## Begin

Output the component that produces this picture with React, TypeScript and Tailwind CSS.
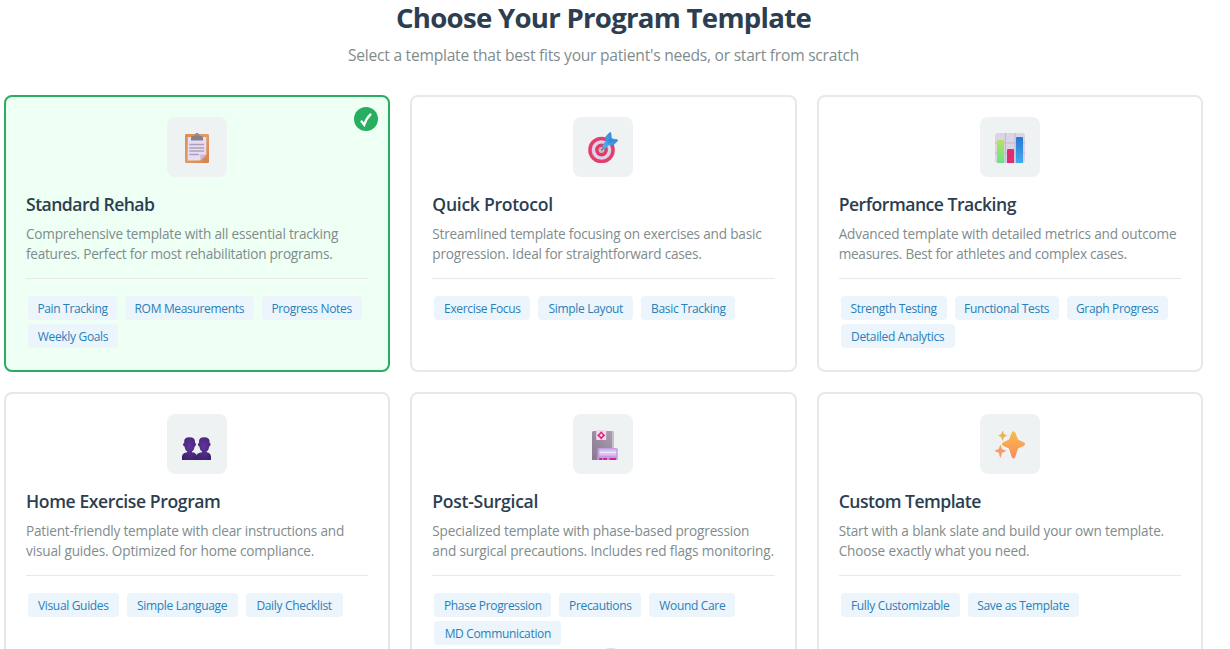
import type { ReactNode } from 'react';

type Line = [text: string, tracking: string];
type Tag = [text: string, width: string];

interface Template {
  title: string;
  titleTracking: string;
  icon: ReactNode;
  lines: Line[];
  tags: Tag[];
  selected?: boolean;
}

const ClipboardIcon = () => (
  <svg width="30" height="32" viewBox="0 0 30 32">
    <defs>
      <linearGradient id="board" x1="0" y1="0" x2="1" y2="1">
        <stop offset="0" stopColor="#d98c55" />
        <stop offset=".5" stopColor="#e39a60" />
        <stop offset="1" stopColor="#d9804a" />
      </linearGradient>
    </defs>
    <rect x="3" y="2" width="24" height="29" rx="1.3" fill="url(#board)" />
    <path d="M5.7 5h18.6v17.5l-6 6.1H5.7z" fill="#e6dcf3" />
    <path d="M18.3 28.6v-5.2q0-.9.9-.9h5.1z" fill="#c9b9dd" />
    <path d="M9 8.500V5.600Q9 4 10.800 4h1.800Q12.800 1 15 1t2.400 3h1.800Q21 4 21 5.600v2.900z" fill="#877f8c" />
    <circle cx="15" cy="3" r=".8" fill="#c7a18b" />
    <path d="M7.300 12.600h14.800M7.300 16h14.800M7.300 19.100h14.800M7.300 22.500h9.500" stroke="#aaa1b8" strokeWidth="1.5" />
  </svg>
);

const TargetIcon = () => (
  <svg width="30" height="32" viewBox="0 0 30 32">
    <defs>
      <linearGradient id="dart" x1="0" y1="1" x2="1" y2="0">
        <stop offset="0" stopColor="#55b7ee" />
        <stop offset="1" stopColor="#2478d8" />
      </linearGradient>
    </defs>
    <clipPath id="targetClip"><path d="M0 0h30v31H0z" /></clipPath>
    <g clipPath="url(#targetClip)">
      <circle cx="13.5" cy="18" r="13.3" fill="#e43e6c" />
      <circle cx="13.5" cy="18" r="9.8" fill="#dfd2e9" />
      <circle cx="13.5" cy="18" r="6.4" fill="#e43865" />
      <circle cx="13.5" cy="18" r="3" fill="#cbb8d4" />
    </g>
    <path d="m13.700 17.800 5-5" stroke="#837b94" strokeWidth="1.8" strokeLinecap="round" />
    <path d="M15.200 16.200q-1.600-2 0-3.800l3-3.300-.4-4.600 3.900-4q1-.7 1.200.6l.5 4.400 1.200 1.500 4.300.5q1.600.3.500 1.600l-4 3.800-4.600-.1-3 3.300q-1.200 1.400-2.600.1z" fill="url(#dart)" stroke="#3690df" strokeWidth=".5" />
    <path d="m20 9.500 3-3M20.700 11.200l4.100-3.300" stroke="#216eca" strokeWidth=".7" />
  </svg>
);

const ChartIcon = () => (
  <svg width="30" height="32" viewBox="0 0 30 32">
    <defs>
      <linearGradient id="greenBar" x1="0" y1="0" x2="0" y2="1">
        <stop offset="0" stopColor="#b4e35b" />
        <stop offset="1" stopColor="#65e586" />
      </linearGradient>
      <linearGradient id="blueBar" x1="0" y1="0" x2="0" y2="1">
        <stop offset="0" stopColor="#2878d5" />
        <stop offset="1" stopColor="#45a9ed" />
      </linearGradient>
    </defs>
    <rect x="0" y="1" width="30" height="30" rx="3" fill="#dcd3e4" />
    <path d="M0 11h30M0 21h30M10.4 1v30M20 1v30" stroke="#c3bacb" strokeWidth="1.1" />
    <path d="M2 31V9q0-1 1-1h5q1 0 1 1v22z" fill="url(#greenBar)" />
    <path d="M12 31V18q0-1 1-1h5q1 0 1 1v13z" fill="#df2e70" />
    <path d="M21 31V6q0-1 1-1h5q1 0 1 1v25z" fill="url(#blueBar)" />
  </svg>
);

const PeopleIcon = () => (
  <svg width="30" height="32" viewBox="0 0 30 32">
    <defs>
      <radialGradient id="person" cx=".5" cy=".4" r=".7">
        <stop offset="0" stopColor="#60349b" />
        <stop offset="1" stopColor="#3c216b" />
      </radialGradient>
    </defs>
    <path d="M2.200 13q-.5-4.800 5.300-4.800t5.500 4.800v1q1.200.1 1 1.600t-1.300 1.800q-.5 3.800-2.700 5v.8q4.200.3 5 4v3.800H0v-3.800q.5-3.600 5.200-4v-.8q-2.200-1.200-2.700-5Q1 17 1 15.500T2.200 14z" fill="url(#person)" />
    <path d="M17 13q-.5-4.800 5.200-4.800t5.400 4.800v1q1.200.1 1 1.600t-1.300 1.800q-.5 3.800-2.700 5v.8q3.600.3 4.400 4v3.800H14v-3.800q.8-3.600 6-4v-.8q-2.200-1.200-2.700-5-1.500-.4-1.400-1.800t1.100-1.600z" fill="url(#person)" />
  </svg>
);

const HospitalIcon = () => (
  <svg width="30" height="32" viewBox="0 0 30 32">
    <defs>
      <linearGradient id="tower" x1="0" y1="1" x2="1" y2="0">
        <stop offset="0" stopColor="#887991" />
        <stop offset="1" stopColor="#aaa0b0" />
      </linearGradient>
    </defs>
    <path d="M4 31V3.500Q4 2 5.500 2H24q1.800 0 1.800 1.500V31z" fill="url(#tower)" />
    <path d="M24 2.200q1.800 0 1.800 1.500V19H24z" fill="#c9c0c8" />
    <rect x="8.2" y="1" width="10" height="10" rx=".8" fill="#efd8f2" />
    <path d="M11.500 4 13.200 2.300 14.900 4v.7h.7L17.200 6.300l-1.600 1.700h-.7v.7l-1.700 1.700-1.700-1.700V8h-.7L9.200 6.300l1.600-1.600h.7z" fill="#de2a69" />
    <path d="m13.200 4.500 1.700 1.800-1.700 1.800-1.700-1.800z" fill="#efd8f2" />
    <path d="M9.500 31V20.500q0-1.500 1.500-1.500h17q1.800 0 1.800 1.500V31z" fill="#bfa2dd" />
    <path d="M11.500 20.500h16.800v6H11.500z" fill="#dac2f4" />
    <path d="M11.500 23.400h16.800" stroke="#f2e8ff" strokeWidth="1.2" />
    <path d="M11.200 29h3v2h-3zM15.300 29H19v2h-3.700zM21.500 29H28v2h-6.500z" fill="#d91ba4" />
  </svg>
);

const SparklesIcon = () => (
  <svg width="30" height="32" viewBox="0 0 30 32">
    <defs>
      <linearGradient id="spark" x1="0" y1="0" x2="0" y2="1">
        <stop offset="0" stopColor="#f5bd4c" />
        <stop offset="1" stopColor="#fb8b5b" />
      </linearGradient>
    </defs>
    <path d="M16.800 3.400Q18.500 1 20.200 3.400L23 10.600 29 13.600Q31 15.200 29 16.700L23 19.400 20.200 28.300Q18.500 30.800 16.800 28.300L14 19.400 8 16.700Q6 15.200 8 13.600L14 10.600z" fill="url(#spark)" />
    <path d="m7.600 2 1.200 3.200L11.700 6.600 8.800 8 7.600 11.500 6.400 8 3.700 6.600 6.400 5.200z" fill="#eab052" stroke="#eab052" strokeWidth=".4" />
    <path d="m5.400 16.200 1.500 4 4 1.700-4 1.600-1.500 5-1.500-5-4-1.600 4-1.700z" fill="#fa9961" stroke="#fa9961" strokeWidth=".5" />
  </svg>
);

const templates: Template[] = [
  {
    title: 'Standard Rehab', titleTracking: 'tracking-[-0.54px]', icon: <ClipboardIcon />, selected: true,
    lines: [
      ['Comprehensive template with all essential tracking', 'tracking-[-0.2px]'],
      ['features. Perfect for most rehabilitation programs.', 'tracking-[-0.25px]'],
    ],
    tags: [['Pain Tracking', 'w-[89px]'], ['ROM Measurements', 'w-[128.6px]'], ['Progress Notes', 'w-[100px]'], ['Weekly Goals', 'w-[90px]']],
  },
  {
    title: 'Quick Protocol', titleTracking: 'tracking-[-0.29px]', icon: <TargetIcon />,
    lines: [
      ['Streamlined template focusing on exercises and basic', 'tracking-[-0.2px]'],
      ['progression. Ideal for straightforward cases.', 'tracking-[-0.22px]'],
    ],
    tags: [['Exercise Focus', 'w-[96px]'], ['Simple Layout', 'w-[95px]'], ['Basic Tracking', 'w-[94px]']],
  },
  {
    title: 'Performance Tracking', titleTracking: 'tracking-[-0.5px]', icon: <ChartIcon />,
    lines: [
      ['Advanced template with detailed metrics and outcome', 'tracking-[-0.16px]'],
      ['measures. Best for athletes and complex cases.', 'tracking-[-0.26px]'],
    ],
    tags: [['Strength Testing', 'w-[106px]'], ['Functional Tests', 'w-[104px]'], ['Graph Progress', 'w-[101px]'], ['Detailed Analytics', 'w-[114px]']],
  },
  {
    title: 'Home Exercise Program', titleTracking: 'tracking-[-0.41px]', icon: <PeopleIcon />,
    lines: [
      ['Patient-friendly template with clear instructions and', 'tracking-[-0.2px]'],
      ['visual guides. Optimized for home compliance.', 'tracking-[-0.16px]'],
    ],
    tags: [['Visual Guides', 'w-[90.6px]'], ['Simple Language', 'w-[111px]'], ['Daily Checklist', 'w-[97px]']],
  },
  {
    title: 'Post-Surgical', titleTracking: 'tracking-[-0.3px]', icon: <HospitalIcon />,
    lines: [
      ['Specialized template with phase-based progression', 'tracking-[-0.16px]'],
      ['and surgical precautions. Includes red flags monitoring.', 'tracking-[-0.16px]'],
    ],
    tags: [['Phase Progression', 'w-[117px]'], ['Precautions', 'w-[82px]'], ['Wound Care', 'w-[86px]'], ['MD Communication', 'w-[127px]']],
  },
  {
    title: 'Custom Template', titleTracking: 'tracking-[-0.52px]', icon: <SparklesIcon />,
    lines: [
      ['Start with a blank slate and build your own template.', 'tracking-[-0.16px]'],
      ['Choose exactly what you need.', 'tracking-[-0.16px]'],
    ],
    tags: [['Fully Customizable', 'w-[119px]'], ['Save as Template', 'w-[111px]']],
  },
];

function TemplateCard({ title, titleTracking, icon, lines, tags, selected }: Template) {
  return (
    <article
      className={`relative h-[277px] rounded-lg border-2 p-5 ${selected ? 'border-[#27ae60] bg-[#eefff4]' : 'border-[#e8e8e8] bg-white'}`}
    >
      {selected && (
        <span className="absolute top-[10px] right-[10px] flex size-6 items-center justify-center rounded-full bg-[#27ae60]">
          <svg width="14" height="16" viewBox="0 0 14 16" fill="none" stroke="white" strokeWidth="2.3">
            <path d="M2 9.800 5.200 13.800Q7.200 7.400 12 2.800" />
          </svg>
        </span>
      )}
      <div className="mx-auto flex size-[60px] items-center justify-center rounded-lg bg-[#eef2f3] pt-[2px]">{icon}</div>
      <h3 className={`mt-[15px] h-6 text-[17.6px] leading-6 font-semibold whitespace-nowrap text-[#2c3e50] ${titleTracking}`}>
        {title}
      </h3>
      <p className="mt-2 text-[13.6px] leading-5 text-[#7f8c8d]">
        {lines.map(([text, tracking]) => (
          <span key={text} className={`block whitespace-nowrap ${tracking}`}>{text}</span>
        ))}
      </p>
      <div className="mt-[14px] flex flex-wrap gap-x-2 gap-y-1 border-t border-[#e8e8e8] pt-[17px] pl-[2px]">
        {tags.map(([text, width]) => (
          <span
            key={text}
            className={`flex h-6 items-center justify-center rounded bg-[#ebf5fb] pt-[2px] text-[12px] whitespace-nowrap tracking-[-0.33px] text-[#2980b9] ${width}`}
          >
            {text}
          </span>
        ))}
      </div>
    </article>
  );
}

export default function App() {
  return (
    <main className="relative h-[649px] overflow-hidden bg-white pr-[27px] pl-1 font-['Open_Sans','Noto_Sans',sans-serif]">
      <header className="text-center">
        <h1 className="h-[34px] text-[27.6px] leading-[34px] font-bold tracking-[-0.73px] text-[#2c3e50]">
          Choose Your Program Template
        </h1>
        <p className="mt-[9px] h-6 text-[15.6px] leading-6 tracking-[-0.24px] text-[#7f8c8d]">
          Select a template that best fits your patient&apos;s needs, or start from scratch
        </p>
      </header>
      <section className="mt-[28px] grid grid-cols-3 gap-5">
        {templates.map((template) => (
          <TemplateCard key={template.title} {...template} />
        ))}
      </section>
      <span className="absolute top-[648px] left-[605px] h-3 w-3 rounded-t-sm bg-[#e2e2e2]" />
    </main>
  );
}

## End

### Stated goal
Find the lines containing "that" and pull them out.

### Solved exercise
Output the component that produces this picture with React, TypeScript and Tailwind CSS.
          Select a template that best fits your patient&apos;s needs, or start from scratch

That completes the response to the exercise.